[Saved entries]
● ● ● ●

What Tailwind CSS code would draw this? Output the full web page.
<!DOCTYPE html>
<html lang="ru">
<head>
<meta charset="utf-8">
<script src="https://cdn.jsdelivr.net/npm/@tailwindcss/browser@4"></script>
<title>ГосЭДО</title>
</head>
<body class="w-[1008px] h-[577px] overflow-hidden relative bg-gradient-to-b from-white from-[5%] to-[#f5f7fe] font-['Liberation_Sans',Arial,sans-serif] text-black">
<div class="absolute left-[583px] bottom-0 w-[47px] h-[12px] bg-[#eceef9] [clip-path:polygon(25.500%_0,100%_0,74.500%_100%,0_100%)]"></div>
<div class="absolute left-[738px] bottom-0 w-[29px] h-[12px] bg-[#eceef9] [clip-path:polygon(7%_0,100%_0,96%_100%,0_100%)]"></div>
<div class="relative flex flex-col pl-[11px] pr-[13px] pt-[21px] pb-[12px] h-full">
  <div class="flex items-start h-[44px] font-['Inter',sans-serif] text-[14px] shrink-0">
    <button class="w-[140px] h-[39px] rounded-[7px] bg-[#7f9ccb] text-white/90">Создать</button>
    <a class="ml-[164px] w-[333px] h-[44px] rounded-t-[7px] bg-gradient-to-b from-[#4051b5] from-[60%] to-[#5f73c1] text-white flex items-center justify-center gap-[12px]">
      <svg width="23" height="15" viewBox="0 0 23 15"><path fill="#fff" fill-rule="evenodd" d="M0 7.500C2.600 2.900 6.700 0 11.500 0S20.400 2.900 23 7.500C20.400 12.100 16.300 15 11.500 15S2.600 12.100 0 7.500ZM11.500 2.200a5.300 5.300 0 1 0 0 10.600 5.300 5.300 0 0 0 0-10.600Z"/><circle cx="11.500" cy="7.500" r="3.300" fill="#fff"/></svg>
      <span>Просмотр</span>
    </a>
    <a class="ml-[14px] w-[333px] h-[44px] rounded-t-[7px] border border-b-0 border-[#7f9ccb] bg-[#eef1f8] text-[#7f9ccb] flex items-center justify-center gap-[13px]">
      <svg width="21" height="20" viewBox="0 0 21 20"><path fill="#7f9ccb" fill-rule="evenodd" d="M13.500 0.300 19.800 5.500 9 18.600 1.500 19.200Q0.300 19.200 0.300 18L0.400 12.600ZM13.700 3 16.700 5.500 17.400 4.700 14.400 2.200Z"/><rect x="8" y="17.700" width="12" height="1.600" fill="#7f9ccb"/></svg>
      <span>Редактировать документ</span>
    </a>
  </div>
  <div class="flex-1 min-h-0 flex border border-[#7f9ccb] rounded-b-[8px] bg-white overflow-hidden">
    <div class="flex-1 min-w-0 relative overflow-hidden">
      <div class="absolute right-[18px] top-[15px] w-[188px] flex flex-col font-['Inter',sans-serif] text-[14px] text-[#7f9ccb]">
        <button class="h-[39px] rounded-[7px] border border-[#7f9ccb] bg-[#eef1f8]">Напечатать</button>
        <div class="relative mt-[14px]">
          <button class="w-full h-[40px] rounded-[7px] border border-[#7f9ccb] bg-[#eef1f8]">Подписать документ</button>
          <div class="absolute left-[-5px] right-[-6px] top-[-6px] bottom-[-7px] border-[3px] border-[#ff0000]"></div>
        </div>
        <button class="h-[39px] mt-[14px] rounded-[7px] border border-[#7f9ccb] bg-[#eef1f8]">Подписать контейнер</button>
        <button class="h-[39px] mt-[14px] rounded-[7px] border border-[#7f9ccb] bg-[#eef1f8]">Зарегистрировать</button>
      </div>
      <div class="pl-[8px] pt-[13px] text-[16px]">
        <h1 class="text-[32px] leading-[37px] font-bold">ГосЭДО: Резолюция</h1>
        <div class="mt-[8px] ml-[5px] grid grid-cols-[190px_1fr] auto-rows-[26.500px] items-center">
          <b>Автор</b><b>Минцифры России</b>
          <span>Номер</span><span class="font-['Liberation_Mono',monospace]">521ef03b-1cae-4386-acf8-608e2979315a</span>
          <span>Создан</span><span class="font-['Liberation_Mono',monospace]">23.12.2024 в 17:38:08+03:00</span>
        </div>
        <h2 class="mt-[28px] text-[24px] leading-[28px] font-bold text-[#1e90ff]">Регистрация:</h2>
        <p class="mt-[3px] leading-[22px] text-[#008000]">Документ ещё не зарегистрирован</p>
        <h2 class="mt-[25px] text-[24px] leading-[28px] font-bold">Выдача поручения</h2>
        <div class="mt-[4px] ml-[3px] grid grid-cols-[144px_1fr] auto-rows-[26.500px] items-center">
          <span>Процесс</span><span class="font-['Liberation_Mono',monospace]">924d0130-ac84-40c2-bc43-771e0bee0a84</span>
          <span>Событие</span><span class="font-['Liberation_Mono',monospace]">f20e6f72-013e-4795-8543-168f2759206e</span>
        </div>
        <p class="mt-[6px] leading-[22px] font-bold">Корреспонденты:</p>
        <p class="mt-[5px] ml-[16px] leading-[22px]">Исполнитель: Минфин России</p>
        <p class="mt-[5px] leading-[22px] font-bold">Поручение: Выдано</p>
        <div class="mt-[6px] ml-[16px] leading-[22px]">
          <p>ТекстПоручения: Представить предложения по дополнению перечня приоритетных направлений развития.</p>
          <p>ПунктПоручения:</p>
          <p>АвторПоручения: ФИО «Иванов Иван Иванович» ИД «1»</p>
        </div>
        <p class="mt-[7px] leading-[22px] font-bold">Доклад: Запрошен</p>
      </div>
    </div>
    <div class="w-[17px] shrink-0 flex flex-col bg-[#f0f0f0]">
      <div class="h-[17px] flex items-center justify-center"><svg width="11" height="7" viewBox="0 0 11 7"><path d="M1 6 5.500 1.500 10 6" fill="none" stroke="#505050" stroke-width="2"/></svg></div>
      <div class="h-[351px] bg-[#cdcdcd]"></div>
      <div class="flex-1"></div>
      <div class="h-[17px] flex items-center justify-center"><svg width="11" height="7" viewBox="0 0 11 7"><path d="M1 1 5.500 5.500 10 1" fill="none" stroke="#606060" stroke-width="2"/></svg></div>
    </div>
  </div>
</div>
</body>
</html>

● ● ● ●

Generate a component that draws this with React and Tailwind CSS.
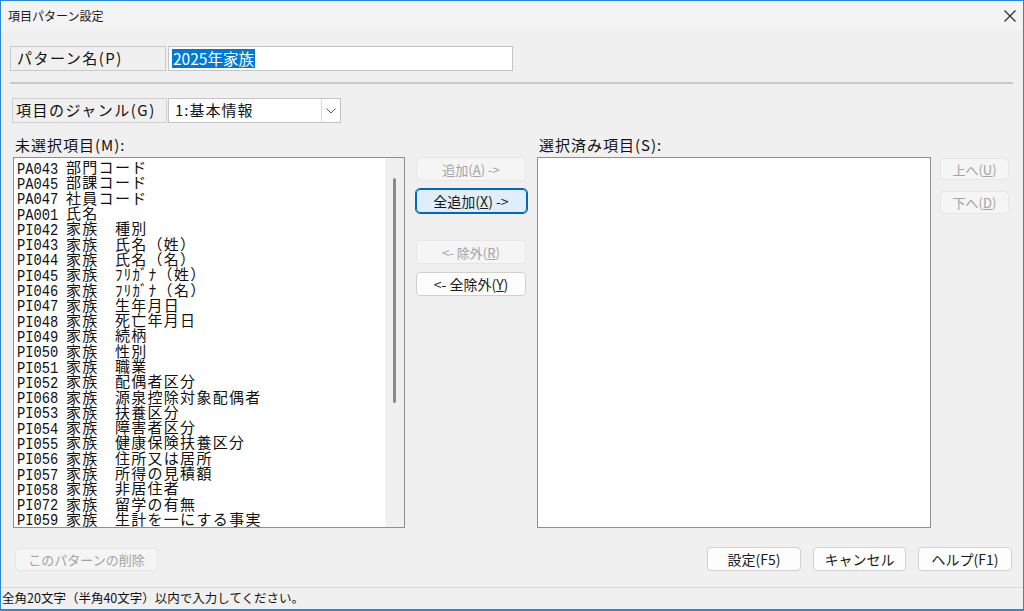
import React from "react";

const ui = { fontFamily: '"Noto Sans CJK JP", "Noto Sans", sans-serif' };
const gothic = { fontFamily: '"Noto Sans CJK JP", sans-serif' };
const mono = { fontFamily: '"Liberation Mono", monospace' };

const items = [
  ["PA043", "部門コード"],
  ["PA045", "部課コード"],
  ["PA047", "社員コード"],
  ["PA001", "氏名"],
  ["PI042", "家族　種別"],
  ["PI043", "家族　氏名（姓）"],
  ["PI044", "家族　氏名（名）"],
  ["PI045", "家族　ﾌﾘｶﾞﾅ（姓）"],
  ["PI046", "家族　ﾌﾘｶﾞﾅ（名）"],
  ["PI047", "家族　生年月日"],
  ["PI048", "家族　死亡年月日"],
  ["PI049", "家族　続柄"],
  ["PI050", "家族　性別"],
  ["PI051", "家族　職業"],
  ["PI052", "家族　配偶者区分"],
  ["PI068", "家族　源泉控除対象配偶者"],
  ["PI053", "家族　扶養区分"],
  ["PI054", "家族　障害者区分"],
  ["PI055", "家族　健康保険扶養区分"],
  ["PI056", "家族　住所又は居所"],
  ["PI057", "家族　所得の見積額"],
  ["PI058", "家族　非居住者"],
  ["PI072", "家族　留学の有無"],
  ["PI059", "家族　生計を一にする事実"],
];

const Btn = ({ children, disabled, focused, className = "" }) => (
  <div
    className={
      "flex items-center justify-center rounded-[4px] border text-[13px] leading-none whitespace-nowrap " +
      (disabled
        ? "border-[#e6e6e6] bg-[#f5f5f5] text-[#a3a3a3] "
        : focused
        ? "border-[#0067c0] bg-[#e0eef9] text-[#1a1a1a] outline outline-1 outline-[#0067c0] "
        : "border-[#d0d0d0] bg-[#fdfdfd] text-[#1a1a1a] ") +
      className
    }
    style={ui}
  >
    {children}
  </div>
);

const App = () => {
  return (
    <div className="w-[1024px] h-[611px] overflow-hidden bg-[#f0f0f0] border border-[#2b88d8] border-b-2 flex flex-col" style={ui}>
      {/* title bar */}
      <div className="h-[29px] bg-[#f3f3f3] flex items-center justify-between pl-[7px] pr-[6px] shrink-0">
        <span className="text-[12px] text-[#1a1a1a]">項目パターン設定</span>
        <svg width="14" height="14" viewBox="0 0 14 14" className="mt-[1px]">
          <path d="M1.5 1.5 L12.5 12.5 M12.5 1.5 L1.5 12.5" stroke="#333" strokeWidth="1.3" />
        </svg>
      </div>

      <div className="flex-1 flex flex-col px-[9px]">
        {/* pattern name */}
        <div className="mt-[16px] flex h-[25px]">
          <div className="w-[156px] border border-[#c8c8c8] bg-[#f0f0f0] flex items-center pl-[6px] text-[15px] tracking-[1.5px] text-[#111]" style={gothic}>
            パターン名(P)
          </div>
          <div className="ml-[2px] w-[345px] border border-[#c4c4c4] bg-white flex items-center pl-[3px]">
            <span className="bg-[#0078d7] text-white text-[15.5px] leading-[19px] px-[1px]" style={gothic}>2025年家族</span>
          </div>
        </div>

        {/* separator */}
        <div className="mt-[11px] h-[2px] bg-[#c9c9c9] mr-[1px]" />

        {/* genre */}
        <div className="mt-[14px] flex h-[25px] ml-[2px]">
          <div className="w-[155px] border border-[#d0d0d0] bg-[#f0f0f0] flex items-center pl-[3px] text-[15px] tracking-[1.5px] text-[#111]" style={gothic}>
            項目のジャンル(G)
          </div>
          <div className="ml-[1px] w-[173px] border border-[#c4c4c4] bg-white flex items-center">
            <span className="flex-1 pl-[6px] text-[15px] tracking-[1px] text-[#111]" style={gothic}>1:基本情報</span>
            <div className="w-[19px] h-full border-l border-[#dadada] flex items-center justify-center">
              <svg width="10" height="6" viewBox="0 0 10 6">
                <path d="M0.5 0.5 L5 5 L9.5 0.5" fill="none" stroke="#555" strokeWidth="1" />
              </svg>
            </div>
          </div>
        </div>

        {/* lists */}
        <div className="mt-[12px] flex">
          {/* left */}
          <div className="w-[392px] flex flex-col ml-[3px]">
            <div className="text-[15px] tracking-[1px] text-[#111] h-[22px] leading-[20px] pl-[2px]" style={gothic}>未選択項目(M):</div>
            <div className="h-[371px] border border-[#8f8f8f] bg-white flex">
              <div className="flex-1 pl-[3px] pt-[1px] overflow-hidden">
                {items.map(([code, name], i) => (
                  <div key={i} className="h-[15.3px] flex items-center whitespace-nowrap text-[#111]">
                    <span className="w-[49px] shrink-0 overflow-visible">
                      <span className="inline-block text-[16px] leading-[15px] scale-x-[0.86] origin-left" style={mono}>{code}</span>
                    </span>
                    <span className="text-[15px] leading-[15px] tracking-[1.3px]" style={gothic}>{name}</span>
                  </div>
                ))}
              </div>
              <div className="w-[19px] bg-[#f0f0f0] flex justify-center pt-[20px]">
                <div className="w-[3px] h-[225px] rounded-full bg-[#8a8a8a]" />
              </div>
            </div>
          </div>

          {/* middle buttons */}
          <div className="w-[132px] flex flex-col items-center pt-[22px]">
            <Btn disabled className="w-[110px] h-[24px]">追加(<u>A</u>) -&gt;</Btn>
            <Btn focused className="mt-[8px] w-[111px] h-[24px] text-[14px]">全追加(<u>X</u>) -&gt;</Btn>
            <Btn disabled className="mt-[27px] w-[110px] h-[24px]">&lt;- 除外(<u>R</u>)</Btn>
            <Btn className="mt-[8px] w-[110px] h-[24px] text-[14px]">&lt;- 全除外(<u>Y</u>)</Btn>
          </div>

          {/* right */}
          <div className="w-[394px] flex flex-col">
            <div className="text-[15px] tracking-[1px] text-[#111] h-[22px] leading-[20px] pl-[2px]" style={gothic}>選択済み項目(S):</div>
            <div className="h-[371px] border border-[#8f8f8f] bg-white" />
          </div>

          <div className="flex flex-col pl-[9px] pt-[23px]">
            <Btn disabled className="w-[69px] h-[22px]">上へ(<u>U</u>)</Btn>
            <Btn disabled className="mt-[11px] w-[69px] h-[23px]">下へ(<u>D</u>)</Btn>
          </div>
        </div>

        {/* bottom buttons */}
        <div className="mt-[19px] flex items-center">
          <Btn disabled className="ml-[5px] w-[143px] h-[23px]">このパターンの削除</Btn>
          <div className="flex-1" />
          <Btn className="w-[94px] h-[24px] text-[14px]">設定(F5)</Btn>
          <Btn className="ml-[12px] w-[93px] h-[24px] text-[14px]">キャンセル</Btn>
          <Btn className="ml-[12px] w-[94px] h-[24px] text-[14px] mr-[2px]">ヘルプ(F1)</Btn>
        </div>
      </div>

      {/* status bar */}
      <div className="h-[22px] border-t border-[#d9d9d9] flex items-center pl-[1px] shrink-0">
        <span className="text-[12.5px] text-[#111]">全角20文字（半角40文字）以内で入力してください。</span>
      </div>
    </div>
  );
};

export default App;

● ● ● ●

• What to work on:
Copy all lines from the material that contain "code".

• Task result:
What Tailwind CSS code would draw this? Output the full web page.
                {items.map(([code, name], i) => (
                      <span className="inline-block text-[16px] leading-[15px] scale-x-[0.86] origin-left" style={mono}>{code}</span>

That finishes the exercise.